By running into issues head on, I got a much more visceral feeling for the challenges that GPUs are built to work around.

> When I ran into memory issues, I really felt why managing access from bottlenecked memory is one of the biggest constraints of GPUs.

> I discovered the need for memory controllers from first principles when I when my design wouldn't work because multiple LSUs tried to access memory at once and realized I would need a request queue system.

> As I implemented simple approaches in my dispatcher/scheduler, I saw how more advanced scheduling & resource management strategies like pipelining could optimize performance.

Below is the execution flow of a single thread I built into my GPU in Verilog - it closely resembles a CPU in it's execution.

Step 6 ✅: Converting my design into a full chip layout

With my complete Verilog design, the last step was to pass my design through the EDA flow to create a finalized chip layout.

I targeted the Skywater 130nm process node for my design (which I made a few designs for 2 weeks ago and also submitted one of my designs to be fabricated via @matthewvenn's Tiny Tapeout 6)

This step is the real reality check of designing any chip.

You may have a design that works in theory and in simulation, but converting that design into a finalized chip layout with GDS files is the real barrier to shipping your design.

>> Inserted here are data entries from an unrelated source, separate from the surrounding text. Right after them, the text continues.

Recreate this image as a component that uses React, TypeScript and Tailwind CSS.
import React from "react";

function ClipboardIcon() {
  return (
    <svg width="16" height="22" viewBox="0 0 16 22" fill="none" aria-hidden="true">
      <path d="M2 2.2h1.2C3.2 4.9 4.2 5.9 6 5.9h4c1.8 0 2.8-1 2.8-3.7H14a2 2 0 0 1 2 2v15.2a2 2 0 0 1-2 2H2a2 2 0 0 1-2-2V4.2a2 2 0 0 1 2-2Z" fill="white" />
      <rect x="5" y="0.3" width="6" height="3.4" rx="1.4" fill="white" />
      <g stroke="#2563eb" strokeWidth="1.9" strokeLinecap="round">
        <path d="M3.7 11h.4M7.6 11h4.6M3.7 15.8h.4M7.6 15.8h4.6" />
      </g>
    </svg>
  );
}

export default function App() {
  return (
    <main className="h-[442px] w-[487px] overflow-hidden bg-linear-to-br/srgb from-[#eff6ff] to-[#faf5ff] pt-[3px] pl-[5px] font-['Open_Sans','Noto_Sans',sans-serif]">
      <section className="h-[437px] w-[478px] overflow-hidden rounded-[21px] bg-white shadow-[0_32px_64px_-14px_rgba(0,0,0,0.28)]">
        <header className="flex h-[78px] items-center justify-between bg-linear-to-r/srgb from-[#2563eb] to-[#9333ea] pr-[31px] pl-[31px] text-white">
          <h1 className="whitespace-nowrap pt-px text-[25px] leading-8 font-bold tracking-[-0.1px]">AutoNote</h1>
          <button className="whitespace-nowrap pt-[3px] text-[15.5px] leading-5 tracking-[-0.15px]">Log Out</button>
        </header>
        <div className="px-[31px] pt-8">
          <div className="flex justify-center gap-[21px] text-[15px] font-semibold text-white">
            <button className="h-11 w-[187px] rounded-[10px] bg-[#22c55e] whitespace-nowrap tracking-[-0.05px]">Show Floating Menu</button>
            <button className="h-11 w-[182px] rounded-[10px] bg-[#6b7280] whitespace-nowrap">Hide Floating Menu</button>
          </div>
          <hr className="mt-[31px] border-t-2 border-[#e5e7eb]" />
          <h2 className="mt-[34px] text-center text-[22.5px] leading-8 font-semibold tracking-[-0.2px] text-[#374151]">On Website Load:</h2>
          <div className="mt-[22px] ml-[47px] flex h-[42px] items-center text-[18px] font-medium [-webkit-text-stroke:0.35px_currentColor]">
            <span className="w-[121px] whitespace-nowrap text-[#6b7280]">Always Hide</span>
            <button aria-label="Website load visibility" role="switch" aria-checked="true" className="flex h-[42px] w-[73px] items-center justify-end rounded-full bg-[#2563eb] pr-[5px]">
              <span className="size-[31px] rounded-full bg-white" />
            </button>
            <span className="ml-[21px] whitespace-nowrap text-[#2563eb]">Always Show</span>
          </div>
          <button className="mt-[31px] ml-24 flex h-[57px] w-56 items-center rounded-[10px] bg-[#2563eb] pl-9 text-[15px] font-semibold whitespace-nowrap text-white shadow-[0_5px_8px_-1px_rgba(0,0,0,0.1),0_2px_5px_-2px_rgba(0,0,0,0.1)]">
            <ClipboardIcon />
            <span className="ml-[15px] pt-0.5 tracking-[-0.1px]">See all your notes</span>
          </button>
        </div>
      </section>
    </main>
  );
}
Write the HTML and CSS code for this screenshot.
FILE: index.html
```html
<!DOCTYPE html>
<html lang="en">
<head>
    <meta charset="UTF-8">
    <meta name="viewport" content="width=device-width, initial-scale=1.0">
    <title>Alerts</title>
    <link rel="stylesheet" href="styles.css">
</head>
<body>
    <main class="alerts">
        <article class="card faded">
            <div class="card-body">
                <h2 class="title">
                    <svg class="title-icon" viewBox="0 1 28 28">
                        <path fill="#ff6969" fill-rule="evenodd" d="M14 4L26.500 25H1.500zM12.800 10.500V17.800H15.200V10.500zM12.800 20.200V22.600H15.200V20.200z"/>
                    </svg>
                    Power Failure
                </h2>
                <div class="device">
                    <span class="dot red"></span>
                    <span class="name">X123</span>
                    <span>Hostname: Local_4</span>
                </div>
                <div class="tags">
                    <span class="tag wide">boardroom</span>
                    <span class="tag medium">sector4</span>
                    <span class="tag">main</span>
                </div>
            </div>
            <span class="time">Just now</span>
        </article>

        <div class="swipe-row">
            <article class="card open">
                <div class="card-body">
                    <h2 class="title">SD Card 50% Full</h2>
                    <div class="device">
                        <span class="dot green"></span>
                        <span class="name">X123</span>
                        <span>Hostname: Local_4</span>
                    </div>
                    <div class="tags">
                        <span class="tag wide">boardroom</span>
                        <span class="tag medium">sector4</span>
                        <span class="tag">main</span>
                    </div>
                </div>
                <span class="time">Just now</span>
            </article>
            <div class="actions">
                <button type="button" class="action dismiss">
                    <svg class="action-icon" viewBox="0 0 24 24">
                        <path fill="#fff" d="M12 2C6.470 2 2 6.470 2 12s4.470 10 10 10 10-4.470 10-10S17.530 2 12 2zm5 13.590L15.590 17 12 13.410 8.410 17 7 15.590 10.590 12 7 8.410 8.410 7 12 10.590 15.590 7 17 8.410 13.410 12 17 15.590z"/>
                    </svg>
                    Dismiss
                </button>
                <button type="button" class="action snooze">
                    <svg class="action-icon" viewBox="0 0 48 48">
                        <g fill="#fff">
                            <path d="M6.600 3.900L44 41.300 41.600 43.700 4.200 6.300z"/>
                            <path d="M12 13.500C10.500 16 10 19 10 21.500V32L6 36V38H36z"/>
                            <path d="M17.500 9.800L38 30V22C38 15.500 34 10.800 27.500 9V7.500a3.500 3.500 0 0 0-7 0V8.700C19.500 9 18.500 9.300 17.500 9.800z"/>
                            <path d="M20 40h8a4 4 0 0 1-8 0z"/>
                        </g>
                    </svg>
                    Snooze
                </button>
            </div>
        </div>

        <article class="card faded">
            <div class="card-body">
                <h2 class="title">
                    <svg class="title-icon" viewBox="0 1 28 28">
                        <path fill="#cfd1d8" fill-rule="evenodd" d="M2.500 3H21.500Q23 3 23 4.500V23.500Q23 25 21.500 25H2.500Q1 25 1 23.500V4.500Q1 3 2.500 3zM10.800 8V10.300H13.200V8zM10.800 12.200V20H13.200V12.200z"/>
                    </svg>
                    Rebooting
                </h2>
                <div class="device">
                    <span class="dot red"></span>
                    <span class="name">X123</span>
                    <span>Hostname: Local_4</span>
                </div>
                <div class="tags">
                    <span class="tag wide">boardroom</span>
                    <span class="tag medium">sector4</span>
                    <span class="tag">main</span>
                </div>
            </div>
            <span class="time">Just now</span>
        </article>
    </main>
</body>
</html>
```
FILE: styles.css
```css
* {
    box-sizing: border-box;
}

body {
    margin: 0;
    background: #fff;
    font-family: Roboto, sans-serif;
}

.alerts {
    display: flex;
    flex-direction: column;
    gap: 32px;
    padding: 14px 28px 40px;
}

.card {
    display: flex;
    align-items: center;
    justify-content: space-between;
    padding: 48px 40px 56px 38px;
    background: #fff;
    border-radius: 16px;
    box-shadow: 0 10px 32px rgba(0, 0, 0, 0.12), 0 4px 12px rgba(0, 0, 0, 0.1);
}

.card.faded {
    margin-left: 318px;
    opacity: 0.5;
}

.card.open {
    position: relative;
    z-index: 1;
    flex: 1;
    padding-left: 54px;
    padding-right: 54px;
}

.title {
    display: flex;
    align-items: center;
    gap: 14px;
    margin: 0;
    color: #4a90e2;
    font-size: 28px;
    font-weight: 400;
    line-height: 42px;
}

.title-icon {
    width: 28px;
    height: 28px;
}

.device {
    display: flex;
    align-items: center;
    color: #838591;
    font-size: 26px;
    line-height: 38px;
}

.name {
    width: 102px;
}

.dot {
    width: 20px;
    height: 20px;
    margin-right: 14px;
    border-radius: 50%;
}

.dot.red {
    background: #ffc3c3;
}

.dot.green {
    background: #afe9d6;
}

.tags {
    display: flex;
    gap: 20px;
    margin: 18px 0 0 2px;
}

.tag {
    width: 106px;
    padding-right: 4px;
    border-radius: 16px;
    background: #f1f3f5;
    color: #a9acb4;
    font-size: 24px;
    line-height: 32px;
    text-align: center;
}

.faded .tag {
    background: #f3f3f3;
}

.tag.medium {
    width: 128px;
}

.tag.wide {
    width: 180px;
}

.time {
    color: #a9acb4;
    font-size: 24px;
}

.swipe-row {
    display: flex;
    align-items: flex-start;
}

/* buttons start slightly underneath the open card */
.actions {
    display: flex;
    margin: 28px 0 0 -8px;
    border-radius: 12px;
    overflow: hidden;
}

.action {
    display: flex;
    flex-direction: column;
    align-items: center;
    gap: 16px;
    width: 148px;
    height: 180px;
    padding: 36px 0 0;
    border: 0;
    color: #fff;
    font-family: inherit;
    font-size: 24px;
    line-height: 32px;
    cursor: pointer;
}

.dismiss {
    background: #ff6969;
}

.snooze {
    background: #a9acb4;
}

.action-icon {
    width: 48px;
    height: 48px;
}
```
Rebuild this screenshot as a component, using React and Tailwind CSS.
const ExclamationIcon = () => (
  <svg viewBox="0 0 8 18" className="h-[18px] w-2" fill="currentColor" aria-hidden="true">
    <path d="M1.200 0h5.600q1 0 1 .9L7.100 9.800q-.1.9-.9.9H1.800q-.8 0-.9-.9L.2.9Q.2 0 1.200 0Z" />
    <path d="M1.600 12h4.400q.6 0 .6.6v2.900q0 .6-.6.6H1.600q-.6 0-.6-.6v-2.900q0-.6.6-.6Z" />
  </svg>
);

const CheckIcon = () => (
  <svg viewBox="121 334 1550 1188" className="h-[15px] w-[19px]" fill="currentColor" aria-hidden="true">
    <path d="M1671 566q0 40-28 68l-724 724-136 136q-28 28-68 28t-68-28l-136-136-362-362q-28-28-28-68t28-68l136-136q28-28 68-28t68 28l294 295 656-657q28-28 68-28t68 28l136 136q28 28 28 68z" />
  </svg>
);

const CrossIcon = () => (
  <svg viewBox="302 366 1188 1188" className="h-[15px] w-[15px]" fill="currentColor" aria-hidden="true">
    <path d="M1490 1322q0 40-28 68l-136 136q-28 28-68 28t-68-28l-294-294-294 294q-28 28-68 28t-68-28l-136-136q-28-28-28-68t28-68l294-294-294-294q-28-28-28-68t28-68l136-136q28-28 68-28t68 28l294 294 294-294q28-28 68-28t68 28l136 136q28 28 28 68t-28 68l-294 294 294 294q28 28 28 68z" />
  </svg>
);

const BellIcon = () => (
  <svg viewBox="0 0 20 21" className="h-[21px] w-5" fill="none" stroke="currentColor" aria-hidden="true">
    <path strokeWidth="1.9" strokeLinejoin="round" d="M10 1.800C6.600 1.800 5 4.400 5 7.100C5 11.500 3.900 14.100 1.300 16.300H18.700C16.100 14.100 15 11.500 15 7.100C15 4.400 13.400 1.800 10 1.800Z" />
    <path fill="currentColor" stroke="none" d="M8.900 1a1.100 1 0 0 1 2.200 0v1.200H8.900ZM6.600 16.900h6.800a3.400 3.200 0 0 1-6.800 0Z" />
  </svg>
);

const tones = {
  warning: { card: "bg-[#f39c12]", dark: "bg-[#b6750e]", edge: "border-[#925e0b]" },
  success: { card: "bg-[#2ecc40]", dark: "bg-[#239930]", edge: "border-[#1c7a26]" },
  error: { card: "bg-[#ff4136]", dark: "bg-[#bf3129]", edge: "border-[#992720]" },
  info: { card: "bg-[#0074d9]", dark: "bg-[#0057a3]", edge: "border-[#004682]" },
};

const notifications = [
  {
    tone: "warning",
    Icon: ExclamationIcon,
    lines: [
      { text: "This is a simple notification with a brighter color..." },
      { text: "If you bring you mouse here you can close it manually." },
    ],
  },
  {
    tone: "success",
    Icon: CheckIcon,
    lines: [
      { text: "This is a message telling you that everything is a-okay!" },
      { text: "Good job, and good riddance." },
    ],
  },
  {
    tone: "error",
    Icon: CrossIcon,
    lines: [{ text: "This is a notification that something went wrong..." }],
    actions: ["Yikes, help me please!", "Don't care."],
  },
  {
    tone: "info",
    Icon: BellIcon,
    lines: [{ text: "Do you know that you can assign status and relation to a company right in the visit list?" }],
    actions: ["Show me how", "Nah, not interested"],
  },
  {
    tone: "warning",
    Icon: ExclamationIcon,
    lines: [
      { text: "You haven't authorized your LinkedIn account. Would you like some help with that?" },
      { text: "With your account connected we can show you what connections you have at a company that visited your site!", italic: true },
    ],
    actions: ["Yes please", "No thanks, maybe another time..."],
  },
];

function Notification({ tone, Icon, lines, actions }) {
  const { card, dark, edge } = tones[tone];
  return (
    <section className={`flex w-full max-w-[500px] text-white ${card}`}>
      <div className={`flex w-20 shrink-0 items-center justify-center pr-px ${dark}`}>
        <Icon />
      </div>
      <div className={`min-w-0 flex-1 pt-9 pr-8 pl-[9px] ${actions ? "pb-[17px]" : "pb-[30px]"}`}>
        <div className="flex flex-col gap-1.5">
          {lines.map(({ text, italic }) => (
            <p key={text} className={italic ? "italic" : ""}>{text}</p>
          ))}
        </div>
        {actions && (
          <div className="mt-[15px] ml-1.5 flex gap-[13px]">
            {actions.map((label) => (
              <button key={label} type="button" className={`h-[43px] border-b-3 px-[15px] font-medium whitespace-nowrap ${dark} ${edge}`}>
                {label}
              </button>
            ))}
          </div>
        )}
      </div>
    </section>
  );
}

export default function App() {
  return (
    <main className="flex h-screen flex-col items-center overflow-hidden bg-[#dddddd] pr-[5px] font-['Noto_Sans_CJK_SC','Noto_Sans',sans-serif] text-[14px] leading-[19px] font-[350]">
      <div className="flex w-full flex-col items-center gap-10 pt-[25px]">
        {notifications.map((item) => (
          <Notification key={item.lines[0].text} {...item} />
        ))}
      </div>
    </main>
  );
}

I ran into several issues in this process as well where my chip didn't pass some of the Design Rule Checks (DRCs) specified by the OpenLane EDA flow I was using, and had to rework parts of my GPU to fix these issues.

After some work, I finally got a hardened version of GPU layout with the necessary GDS files for submission (displayed below)

I may also build an adapter for this design and submit it for tapeout via Tiny Tapeout 7!